Your reply should be one number: the count of lines holding the word "styles".

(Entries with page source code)
━━━━━━

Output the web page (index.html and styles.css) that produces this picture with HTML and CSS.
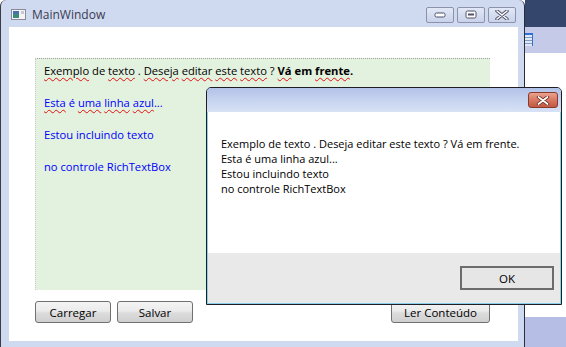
FILE: index.html
```html
<!DOCTYPE html>
<html lang="pt">
<head>
  <meta charset="UTF-8" />
  <title>MainWindow</title>
  <link rel="stylesheet" href="styles.css">
</head>
<body>

  <div class="desktop">

    <div class="main-window">
      <div class="titlebar">
        <svg class="app-icon" width="15" height="11" viewBox="0 0 15 11">
          <rect x="0.5" y="0.5" width="14" height="10" fill="#f4f4f4" stroke="#8a8a9a"/>
          <rect x="2" y="2" width="6" height="7" fill="#3d8a78"/>
          <rect x="2" y="2" width="6" height="3" fill="#4a70b0"/>
          <rect x="10" y="2" width="3" height="3" fill="#c8c8d0"/>
        </svg>
        <span class="title">MainWindow</span>
        <div class="caption-buttons">
          <span class="cap-btn">
            <svg width="12" height="6" viewBox="0 0 12 6"><rect x="1" y="1" width="10" height="4" rx="1.5" fill="#fff" stroke="#505068"/></svg>
          </span>
          <span class="cap-btn">
            <svg width="12" height="9" viewBox="0 0 12 9"><rect x="1" y="1" width="10" height="7" rx="1.5" fill="#fff" stroke="#505068"/><rect x="3" y="3.5" width="6" height="2" fill="#505068"/></svg>
          </span>
          <span class="cap-btn">
            <svg width="14" height="10" viewBox="0 0 14 10"><path d="M2 1 L12 9 M12 1 L2 9" stroke="#505068" stroke-width="3.4" stroke-linecap="round"/><path d="M2 1 L12 9 M12 1 L2 9" stroke="#fff" stroke-width="1.6" stroke-linecap="round"/></svg>
          </span>
        </div>
      </div>

      <div class="frame-body">
        <div class="client">
          <div class="rtb">
            <p class="black"><span class="sp">Exemplo</span> de <span class="sp">texto</span> . <span class="sp">Deseja</span> <span class="sp">editar</span> <span class="sp">este</span> <span class="sp">texto</span> ? <b><span class="sp">Vá</span> em <span class="sp">frente</span>.</b></p>
            <p class="blue"><span class="sp">Esta</span> é <span class="sp">uma</span> <span class="sp">linha</span> <span class="sp">azul</span>...</p>
            <p class="blue">Estou incluindo texto</p>
            <p class="blue">no controle RichTextBox</p>
          </div>
          <div class="button-row">
            <button class="btn btn-small">Carregar</button>
            <button class="btn btn-small">Salvar</button>
            <span class="spacer"></span>
            <button class="btn btn-wide">Ler Conteúdo</button>
          </div>
        </div>
      </div>
    </div>

    <div class="desktop-strip">
      <div class="strip-navy"></div>
      <div class="strip-lavender">
        <div class="strip-icon"></div>
      </div>
      <div class="strip-white"></div>
      <div class="strip-bottom"></div>
    </div>

    <div class="dialog">
      <div class="dialog-titlebar">
        <span class="close-btn">
          <svg width="14" height="9" viewBox="0 0 14 9"><path d="M2.5 1 L11.5 8 M11.5 1 L2.5 8" stroke="#6a2a20" stroke-width="3.4" stroke-linecap="round"/><path d="M2.5 1 L11.5 8 M11.5 1 L2.5 8" stroke="#fff" stroke-width="1.7" stroke-linecap="round"/></svg>
        </span>
      </div>
      <div class="dialog-client">
        <p>Exemplo de texto . Deseja editar este texto ? Vá em frente.</p>
        <p>Esta é uma linha azul...</p>
        <p>Estou incluindo texto</p>
        <p>no controle RichTextBox</p>
      </div>
      <div class="dialog-panel">
        <button class="ok-btn">OK</button>
      </div>
    </div>

  </div>

</body>
</html>
```

FILE: styles.css
```css
body {
  margin: 0;
  font-family: "Open Sans", "Noto Sans", sans-serif;
  font-size: 11px;
  color: #000;
  background: #fff;
}

.desktop {
  position: relative;
  display: flex;
  width: 566px;
  height: 347px;
  overflow: hidden;
}

/* main window */

.main-window {
  width: 525px;
  height: 347px;
  flex-shrink: 0;
  box-sizing: border-box;
  border-left: 1px solid #3c3c48;
  border-right: 1px solid #2c2c38;
  border-radius: 6px 6px 0 0;
  background: #cfdaf0;
  display: flex;
  flex-direction: column;
}

.titlebar {
  height: 27px;
  display: flex;
  align-items: center;
  padding: 2px 0 0 10px;
  box-sizing: border-box;
}

.title {
  margin-left: 6px;
  color: #3a3a52;
  font-size: 12px;
}

.caption-buttons {
  margin-left: auto;
  margin-right: 8px;
  display: flex;
  gap: 3px;
}

.cap-btn {
  width: 26px;
  height: 14px;
  border: 1px solid #8c92ac;
  border-radius: 2px;
  background: linear-gradient(#e2e8f6, #c8d2ea);
  display: flex;
  align-items: center;
  justify-content: center;
}

.frame-body {
  flex: 1;
  padding: 0 6px 6px 8px;
  display: flex;
}

.client {
  flex: 1;
  background: #fff;
  padding: 31px 0 0 26px;
}

.rtb {
  width: 455px;
  height: 232px;
  box-sizing: border-box;
  padding: 4px 8px;
  border-top: 1px dotted #a0a0a0;
  border-left: 1px dotted #c8c8c8;
  background: #e3f1df;
}

.rtb p {
  margin: 0 0 16px;
  line-height: 16px;
  font-size: 11.2px;
  white-space: nowrap;
}

.black {
  color: #000;
}

.blue {
  color: #0000ff;
}

.sp {
  text-decoration: underline wavy #e01010;
  text-decoration-thickness: 1px;
  text-underline-offset: 2px;
}

.button-row {
  display: flex;
  gap: 6px;
  width: 455px;
  margin-top: 11px;
}

.spacer {
  flex: 1;
}

.btn {
  height: 22px;
  font-family: inherit;
  font-size: 11.5px;
  color: #000;
  border: 1px solid #707070;
  border-radius: 3px;
  background: linear-gradient(#f4f4f4 0%, #ebebeb 45%, #dcdcdc 55%, #cfcfcf 100%);
  padding: 0;
  cursor: pointer;
}

.btn-small {
  width: 76px;
}

.btn-wide {
  width: 99px;
}

/* desktop to the right */

.desktop-strip {
  flex: 1;
  display: flex;
  flex-direction: column;
}

.strip-navy {
  height: 27px;
  background: #34466c;
}

.strip-lavender {
  height: 26px;
  background: #c6cae9;
  padding-top: 6px;
  box-sizing: border-box;
}

.strip-icon {
  width: 8px;
  height: 13px;
  border-top: 2px solid #2f6fd8;
  border-right: 1px solid #3a70c8;
  box-sizing: border-box;
  background: repeating-linear-gradient(#dfe8f8 0 2px, #7d9cc8 2px 3px);
}

.strip-white {
  flex: 1;
  background: #fff;
}

.strip-bottom {
  height: 30px;
  background: #b6bee6;
}

/* message box */

.dialog {
  position: absolute;
  left: 206px;
  top: 87px;
  width: 356px;
  height: 218px;
  box-sizing: border-box;
  border: 1px solid #1e1e24;
  border-radius: 5px 5px 0 0;
  box-shadow: inset 0 0 0 1px #86d2ea;
  background: #fff;
  display: flex;
  flex-direction: column;
  overflow: hidden;
}

.dialog-titlebar {
  height: 24px;
  flex-shrink: 0;
  background: linear-gradient(#b2c2e8, #c8d5f0 55%, #d8e2f5);
  display: flex;
  justify-content: flex-end;
  align-items: flex-start;
  padding: 4px 3px 0 0;
  box-sizing: border-box;
}

.close-btn {
  width: 28px;
  height: 14px;
  border: 1px solid #8a3a2a;
  border-radius: 3px;
  background: linear-gradient(#eaa28e, #d87862 50%, #c05a44);
  display: flex;
  align-items: center;
  justify-content: center;
}

.dialog-client {
  flex: 1;
  padding: 24px 13px 0;
  margin: 0 1px;
}

.dialog-client p {
  margin: 0;
  line-height: 15px;
  white-space: nowrap;
}

.dialog-panel {
  height: 50px;
  margin: 0 1px 1px;
  background: #e9e9e9;
  display: flex;
  justify-content: flex-end;
  align-items: flex-start;
  padding: 13px 6px 0 0;
  box-sizing: border-box;
}

.ok-btn {
  width: 94px;
  height: 24px;
  border: 2px solid #6c6c6c;
  background: #e6e6e6;
  font-family: inherit;
  font-size: 11.5px;
  color: #000;
  padding: 0;
}
```
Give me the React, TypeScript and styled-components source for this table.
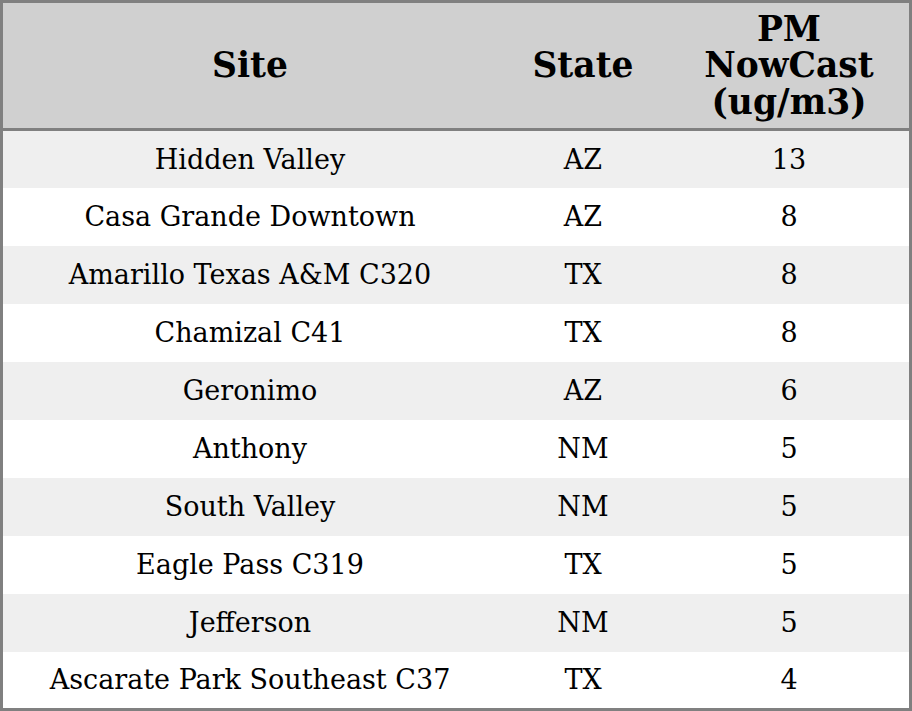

━━━━━━

Response for this exercise: 3